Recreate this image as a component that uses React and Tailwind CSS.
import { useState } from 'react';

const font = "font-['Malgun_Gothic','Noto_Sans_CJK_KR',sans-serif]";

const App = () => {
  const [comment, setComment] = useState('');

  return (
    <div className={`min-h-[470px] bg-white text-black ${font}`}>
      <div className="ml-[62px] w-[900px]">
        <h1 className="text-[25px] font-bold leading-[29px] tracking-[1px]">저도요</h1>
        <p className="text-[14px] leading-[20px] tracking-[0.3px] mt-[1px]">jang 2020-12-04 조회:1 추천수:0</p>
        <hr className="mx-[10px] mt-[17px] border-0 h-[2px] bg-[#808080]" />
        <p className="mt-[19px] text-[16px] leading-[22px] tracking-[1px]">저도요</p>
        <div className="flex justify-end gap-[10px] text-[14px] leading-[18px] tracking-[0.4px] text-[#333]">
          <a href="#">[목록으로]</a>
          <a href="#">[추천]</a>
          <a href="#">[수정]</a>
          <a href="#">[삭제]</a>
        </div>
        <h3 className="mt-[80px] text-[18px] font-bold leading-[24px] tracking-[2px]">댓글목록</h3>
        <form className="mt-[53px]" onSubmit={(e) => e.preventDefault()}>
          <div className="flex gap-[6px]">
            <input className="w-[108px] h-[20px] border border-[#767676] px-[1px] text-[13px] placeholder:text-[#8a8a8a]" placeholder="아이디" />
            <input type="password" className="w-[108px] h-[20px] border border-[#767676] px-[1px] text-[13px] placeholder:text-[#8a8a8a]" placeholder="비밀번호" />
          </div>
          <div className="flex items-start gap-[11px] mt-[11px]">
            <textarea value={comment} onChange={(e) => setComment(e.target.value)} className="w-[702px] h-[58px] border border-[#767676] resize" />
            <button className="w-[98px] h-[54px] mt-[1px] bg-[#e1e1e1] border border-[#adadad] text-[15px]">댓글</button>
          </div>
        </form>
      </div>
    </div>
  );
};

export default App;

--

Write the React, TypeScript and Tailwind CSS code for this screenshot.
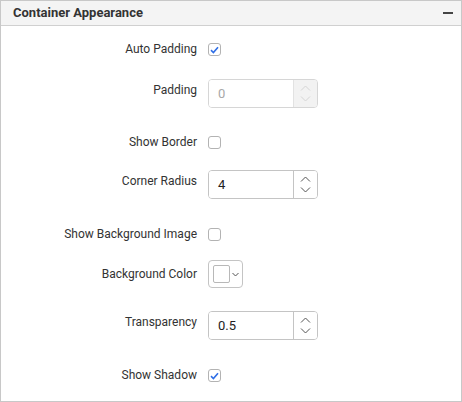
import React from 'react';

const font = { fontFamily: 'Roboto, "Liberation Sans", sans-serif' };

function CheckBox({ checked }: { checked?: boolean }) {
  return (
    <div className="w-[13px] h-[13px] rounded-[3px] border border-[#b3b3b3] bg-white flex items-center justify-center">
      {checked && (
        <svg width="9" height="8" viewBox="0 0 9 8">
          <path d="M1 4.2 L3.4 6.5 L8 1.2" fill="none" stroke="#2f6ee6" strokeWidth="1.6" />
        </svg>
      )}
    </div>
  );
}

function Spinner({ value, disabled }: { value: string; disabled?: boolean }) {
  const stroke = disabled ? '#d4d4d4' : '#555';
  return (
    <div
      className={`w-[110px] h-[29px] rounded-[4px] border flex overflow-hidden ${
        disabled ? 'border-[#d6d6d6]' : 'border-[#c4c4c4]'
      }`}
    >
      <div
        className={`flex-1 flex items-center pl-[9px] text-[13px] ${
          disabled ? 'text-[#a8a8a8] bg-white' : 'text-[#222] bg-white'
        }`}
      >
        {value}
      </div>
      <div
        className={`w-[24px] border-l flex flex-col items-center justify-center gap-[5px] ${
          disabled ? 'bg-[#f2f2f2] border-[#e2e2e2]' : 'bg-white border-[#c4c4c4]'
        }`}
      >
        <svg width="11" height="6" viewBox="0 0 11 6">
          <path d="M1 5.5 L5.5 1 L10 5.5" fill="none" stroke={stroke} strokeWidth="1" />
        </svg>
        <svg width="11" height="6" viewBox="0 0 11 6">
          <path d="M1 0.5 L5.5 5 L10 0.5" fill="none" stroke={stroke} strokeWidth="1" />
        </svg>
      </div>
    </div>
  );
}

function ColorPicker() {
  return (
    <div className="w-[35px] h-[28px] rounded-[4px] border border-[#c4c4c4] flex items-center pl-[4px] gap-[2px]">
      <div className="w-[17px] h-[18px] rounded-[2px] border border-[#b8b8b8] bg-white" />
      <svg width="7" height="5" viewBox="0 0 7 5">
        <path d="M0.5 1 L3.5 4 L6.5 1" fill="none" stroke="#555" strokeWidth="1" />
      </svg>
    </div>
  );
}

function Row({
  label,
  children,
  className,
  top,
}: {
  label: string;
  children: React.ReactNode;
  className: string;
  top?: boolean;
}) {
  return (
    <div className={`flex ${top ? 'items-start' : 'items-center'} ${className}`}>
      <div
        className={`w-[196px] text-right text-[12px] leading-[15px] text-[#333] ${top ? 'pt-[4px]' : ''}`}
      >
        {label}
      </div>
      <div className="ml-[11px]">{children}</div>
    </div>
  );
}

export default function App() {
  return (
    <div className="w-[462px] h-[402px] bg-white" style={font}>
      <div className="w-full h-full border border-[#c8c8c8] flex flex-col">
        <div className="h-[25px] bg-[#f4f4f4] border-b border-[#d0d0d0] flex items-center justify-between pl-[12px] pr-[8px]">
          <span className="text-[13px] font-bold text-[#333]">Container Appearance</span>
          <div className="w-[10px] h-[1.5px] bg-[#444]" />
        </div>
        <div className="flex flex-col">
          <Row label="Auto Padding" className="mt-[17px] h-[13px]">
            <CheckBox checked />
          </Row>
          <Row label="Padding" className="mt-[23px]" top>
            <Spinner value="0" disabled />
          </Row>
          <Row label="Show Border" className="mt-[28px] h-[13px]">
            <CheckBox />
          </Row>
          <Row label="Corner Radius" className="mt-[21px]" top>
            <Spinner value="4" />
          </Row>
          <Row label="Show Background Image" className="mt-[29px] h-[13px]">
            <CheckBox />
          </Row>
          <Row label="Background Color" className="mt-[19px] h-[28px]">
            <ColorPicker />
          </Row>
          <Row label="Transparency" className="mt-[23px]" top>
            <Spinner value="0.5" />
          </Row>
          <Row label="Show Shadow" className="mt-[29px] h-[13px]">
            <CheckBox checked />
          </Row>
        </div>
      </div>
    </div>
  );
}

TO DO | Extract verbatim only those lines that run from the line with "Recreate this image" to the line with "const [comment, setComment] = useState('');", inclusive.

REPLY TO THE EXERCISE |
Recreate this image as a component that uses React and Tailwind CSS.
import { useState } from 'react';

const font = "font-['Malgun_Gothic','Noto_Sans_CJK_KR',sans-serif]";

const App = () => {
  const [comment, setComment] = useState('');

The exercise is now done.